Justice Ginsburg, the New York Times, and Noah Feldman do not address the public policy defense of the yellow-dog contract. Indeed, even Justice Gorsuch is a bit wobbly on this issue, when—with a conservative nod to judicial restraint—he agrees with the liberals that Congress should have full power to regulate labor markets by blessing inefficient cartels. But individual liberties in various businesses and occupations deserve as much protection as those for religion and speech. This is precisely the logic behind the yellow-dog contract—and it explains why employers of all sizes and in all markets harbor such a visceral hostility toward class action litigation.

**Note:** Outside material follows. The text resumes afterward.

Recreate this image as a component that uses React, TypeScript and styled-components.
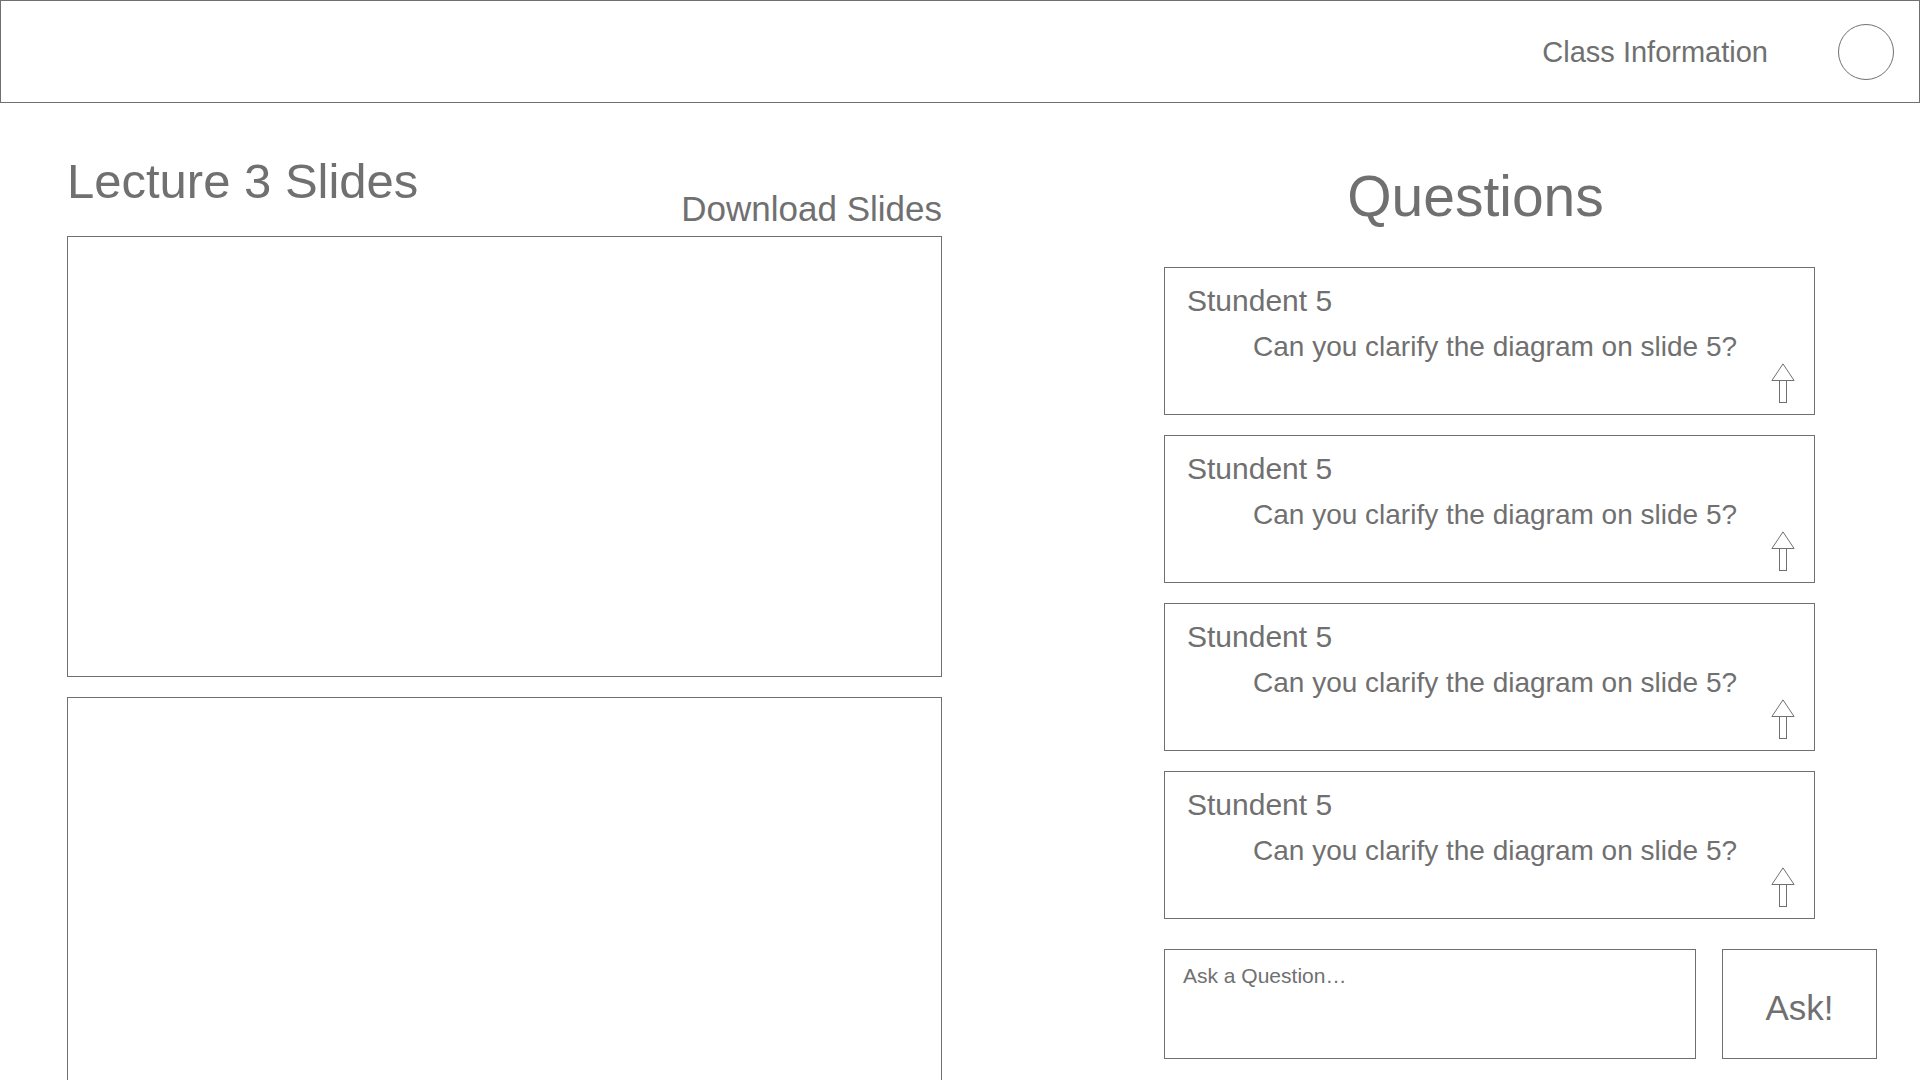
import React from "react";
import styled, { createGlobalStyle } from "styled-components";

const ink = "#707070";

const GlobalStyle = createGlobalStyle`
  *, *::before, *::after { box-sizing: border-box; }
  body {
    margin: 0;
    background: #ffffff;
    color: ${ink};
    font-family: "Liberation Sans", Arial, Helvetica, sans-serif;
  }
  h1, h2, h3, p, ul { margin: 0; padding: 0; font-weight: 400; }
  button, textarea { font: inherit; color: inherit; background: none; border-radius: 0; margin: 0; }
`;

const Page = styled.div`
  height: 100vh;
  display: flex;
  flex-direction: column;
  overflow: hidden;
`;

const TopBar = styled.header`
  flex: none;
  display: flex;
  align-items: center;
  justify-content: flex-end;
  gap: 70px;
  padding: 23px 25px 22px;
  border: 1px solid ${ink};
`;

const TextLink = styled.a<{ $size: number }>`
  color: inherit;
  text-decoration: none;
  font-size: ${(p) => p.$size}px;
  line-height: 40px;
  white-space: nowrap;
`;

const Avatar = styled.button`
  width: 56px;
  height: 56px;
  padding: 0;
  border: 1px solid ${ink};
  border-radius: 50%;
`;

const Main = styled.main`
  flex: 1;
  min-height: 0;
  display: grid;
  grid-template-columns: 875fr 713fr;
  column-gap: 222px;
  padding: 0 43px 0 67px;
`;

const Lecture = styled.section`
  min-height: 0;
  padding-top: 50px;
  overflow-y: auto;
  scrollbar-width: none;
`;

const LectureHead = styled.div`
  display: flex;
  justify-content: space-between;
  align-items: flex-end;
  margin-bottom: 7px;
`;

const LectureTitle = styled.h1`
  padding-bottom: 20px;
  font-size: 49px;
  line-height: 56px;
`;

const Slides = styled.div`
  display: grid;
  gap: 20px;
`;

const Slide = styled.div`
  height: 441px;
  border: 1px solid ${ink};
`;

const Discussion = styled.section`
  padding-top: 61px;
`;

const DiscussionTitle = styled.h2`
  padding-right: 90px;
  margin-bottom: 39px;
  font-size: 57px;
  line-height: 64px;
  text-align: center;
`;

const QuestionList = styled.ul`
  display: grid;
  gap: 20px;
  margin-right: 62px;
  list-style: none;
`;

const Card = styled.li`
  display: flex;
  flex-direction: column;
  padding: 15px 19px 11px 22px;
  border: 1px solid ${ink};
`;

const Author = styled.h3`
  font-size: 30px;
  line-height: 36px;
`;

const Question = styled.p`
  margin: 12px 0 0 66px;
  font-size: 28px;
  line-height: 32px;
`;

const Upvote = styled.button`
  align-self: flex-end;
  height: 40px;
  padding: 0;
  border: 0;
  cursor: pointer;

  svg { display: block; }
`;

const Composer = styled.form`
  display: grid;
  grid-template-columns: 1fr 155px;
  gap: 26px;
  margin-top: 30px;
`;

const QuestionInput = styled.textarea`
  display: block;
  width: 100%;
  height: 110px;
  padding: 14px 18px;
  border: 1px solid ${ink};
  font-size: 21px;
  line-height: 24px;
  resize: none;

  &::placeholder { color: inherit; opacity: 1; }
`;

const AskButton = styled.button`
  padding: 8px 0 0;
  border: 1px solid ${ink};
  font-size: 35px;
  line-height: 40px;
`;

const ArrowUp = () => (
  <svg width="24" height="40" viewBox="0 0 24 40" fill="none" stroke={ink} aria-hidden="true">
    <path d="M12 0.9 L23.1 17.5 H0.9 Z" />
    <rect x="8.5" y="17.5" width="7" height="22" />
  </svg>
);

const slides = [1, 2];
const questions = [1, 2, 3, 4].map((id) => ({
  id,
  author: "Stundent 5",
  text: "Can you clarify the diagram on slide 5?",
}));

export default function App() {
  return (
    <>
      <GlobalStyle />
      <Page>
        <TopBar>
          <TextLink href="#class" $size={29}>Class Information</TextLink>
          <Avatar type="button" aria-label="Account" />
        </TopBar>
        <Main>
          <Lecture>
            <LectureHead>
              <LectureTitle>Lecture 3 Slides</LectureTitle>
              <TextLink href="#download" $size={35}>Download Slides</TextLink>
            </LectureHead>
            <Slides>
              {slides.map((n) => (
                <Slide key={n} />
              ))}
            </Slides>
          </Lecture>
          <Discussion>
            <DiscussionTitle>Questions</DiscussionTitle>
            <QuestionList>
              {questions.map((q) => (
                <Card key={q.id}>
                  <Author>{q.author}</Author>
                  <Question>{q.text}</Question>
                  <Upvote type="button" aria-label="Upvote">
                    <ArrowUp />
                  </Upvote>
                </Card>
              ))}
            </QuestionList>
            <Composer onSubmit={(e) => e.preventDefault()}>
              <QuestionInput aria-label="Ask a question" placeholder="Ask a Question…" />
              <AskButton type="submit">Ask!</AskButton>
            </Composer>
          </Discussion>
        </Main>
      </Page>
    </>
  );
}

Class action suits do not restore any imagined state of equality between employers and employees. Rather, they let class action lawyers impose enormous litigation and liability costs on employers—so much so that once a class is certified, employers have to settle quickly in order to escape potential financial ruin. Ex ante, employees know that signing a waiver of arbitration provision redounds to their benefit: the smaller the liability threat ex post, the higher the base wages, and the greater job opportunities and security.

Right now, Epic Systems sets the balance in the right place. Unfortunately, under current law, Congress could easily amend the FAA to allow an endless stream of class actions that will once again stifle job growth and wage increases. Labor shortages spark intense recruitment and better job offers. Ham-handed government interference does the opposite. The best way to keep the markets in sync is to do the unthinkable: return to the constitutional regime of the late nineteenth and early twentieth centuries, which protected competitive labor markets and spurred unprecedented economic growth.